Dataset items
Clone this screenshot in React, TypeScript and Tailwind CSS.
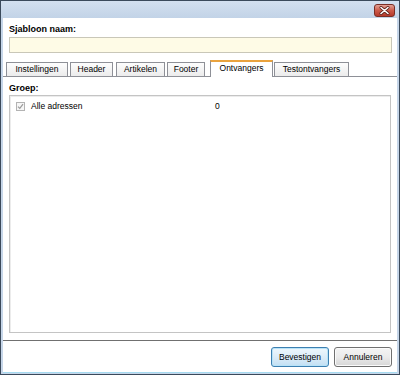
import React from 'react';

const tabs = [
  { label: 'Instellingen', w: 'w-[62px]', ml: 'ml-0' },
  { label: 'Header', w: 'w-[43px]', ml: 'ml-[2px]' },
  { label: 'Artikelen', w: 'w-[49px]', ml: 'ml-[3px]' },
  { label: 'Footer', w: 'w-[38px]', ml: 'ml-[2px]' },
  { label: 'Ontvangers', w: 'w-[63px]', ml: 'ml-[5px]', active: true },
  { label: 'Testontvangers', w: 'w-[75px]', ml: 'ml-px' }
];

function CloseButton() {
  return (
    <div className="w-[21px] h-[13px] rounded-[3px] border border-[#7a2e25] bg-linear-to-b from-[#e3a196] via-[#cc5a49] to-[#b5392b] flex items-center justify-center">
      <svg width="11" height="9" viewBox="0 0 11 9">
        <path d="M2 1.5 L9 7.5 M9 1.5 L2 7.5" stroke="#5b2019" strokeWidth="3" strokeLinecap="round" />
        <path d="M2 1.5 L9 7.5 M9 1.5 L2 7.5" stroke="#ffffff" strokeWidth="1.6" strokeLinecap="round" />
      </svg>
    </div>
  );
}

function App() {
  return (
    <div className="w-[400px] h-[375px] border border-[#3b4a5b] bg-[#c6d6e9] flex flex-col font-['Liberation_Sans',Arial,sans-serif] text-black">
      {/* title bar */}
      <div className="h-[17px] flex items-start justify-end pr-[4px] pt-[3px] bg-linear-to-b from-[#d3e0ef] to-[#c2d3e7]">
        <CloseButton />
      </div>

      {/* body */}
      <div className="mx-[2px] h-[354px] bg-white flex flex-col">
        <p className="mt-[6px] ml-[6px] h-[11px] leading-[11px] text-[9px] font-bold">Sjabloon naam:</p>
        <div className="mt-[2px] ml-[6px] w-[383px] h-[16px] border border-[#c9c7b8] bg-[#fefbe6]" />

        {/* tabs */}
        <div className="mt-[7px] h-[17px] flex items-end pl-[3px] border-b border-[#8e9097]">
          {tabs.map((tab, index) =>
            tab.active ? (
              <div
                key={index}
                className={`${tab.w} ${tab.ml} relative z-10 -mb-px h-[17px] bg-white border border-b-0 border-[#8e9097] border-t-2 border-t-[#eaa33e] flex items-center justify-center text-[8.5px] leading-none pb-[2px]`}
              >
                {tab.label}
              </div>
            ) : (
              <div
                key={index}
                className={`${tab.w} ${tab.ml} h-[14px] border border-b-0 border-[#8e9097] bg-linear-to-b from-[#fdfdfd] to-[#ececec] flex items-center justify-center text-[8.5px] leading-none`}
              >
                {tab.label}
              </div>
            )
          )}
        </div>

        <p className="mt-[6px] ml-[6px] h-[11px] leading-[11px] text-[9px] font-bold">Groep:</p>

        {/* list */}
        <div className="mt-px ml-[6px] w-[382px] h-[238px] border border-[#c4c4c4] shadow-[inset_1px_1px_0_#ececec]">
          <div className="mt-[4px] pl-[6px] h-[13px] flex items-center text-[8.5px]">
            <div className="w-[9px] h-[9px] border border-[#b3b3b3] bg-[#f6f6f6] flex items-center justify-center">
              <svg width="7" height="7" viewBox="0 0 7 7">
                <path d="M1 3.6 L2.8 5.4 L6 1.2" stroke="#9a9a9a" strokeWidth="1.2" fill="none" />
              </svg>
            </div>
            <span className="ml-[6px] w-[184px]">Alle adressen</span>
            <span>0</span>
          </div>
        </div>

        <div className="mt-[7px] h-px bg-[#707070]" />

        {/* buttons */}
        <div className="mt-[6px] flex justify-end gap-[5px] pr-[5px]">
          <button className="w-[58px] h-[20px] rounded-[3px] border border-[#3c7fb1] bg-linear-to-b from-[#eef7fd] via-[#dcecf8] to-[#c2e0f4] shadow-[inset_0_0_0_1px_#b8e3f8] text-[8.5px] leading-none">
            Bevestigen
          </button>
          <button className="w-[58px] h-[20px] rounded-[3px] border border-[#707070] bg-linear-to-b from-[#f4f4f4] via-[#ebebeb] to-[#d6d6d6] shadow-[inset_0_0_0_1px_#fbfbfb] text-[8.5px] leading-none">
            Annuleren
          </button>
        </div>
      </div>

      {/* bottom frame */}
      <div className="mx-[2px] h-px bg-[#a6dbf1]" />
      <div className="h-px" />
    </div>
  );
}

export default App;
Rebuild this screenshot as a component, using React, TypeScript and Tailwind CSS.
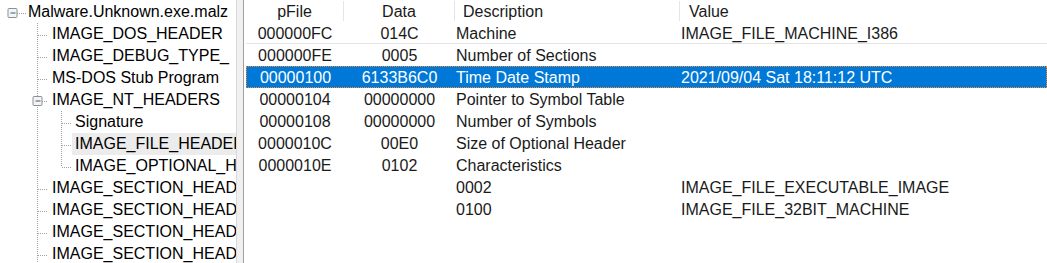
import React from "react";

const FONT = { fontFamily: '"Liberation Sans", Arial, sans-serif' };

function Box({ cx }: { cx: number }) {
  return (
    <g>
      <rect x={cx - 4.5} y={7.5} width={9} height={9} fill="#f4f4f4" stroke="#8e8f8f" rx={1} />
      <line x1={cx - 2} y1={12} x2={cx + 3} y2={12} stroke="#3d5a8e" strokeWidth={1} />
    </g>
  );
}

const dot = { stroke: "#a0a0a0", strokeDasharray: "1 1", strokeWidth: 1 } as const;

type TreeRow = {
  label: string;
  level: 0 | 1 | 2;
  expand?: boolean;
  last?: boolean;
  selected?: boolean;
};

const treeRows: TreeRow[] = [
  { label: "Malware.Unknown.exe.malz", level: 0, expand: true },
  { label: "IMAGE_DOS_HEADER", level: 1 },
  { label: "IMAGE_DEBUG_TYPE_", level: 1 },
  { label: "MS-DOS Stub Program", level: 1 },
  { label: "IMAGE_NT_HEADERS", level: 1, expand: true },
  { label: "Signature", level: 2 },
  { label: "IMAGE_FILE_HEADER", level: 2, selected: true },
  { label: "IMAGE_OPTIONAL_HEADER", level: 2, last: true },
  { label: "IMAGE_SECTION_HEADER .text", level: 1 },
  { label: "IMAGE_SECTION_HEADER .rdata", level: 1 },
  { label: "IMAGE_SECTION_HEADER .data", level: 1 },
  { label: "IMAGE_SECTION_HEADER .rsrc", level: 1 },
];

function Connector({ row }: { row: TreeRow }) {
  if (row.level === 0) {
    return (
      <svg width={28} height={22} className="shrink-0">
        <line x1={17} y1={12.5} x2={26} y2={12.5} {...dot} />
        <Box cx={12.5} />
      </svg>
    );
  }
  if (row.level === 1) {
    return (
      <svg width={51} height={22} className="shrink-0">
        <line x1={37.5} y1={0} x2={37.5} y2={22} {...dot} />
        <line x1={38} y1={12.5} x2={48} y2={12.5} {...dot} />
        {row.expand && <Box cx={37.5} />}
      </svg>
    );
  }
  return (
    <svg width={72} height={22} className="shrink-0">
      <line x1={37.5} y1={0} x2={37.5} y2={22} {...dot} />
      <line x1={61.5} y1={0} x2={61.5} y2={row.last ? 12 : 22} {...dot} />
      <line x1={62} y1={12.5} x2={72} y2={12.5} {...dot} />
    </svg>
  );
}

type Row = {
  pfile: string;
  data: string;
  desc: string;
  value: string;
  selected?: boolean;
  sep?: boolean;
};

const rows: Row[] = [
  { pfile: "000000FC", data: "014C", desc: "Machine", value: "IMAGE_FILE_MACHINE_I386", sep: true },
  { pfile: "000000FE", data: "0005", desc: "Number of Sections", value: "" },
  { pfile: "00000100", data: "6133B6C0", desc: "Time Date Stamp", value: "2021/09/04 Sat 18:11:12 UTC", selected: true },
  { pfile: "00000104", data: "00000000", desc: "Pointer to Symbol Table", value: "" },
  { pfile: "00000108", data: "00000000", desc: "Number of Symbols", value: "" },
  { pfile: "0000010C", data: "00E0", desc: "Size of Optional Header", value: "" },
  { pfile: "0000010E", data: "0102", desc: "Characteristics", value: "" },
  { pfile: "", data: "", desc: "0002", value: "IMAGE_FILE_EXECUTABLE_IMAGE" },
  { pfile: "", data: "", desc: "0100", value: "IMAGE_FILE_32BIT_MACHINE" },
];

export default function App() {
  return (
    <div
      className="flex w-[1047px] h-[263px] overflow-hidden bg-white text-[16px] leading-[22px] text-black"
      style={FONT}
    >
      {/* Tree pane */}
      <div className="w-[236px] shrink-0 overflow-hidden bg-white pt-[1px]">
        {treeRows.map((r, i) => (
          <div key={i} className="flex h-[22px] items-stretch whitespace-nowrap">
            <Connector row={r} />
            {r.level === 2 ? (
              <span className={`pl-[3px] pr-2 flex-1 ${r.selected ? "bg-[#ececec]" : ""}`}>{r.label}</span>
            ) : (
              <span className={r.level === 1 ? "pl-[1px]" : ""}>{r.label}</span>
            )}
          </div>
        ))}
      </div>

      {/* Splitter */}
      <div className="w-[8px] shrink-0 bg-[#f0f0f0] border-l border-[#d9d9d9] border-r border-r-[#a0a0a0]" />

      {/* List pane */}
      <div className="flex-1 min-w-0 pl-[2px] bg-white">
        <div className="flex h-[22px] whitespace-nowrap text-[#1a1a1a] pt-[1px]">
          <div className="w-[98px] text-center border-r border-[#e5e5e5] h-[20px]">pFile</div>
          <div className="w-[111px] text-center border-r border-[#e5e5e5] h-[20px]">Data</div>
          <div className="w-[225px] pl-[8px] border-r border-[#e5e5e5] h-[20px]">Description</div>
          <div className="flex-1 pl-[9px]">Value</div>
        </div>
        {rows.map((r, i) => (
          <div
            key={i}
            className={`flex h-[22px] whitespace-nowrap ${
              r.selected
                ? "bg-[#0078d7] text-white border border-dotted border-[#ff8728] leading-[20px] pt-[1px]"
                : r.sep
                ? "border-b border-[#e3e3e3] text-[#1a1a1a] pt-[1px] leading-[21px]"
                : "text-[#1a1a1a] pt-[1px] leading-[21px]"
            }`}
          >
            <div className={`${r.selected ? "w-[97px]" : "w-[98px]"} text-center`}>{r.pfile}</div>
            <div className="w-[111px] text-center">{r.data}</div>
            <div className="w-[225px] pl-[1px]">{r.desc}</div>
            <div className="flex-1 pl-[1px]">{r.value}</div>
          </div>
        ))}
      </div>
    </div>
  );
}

▶ [Short problem]:
Emit the lines of the material exactly, from its first line to the line containing "ml-[6px] w-[383px] h-[16px]", inclusive; leave every picture out.

▶ [Exercise output]:
Clone this screenshot in React, TypeScript and Tailwind CSS.
import React from 'react';

const tabs = [
  { label: 'Instellingen', w: 'w-[62px]', ml: 'ml-0' },
  { label: 'Header', w: 'w-[43px]', ml: 'ml-[2px]' },
  { label: 'Artikelen', w: 'w-[49px]', ml: 'ml-[3px]' },
  { label: 'Footer', w: 'w-[38px]', ml: 'ml-[2px]' },
  { label: 'Ontvangers', w: 'w-[63px]', ml: 'ml-[5px]', active: true },
  { label: 'Testontvangers', w: 'w-[75px]', ml: 'ml-px' }
];

function CloseButton() {
  return (
    <div className="w-[21px] h-[13px] rounded-[3px] border border-[#7a2e25] bg-linear-to-b from-[#e3a196] via-[#cc5a49] to-[#b5392b] flex items-center justify-center">
      <svg width="11" height="9" viewBox="0 0 11 9">
        <path d="M2 1.5 L9 7.5 M9 1.5 L2 7.5" stroke="#5b2019" strokeWidth="3" strokeLinecap="round" />
        <path d="M2 1.5 L9 7.5 M9 1.5 L2 7.5" stroke="#ffffff" strokeWidth="1.6" strokeLinecap="round" />
      </svg>
    </div>
  );
}

function App() {
  return (
    <div className="w-[400px] h-[375px] border border-[#3b4a5b] bg-[#c6d6e9] flex flex-col font-['Liberation_Sans',Arial,sans-serif] text-black">
      {/* title bar */}
      <div className="h-[17px] flex items-start justify-end pr-[4px] pt-[3px] bg-linear-to-b from-[#d3e0ef] to-[#c2d3e7]">
        <CloseButton />
      </div>

      {/* body */}
      <div className="mx-[2px] h-[354px] bg-white flex flex-col">
        <p className="mt-[6px] ml-[6px] h-[11px] leading-[11px] text-[9px] font-bold">Sjabloon naam:</p>
        <div className="mt-[2px] ml-[6px] w-[383px] h-[16px] border border-[#c9c7b8] bg-[#fefbe6]" />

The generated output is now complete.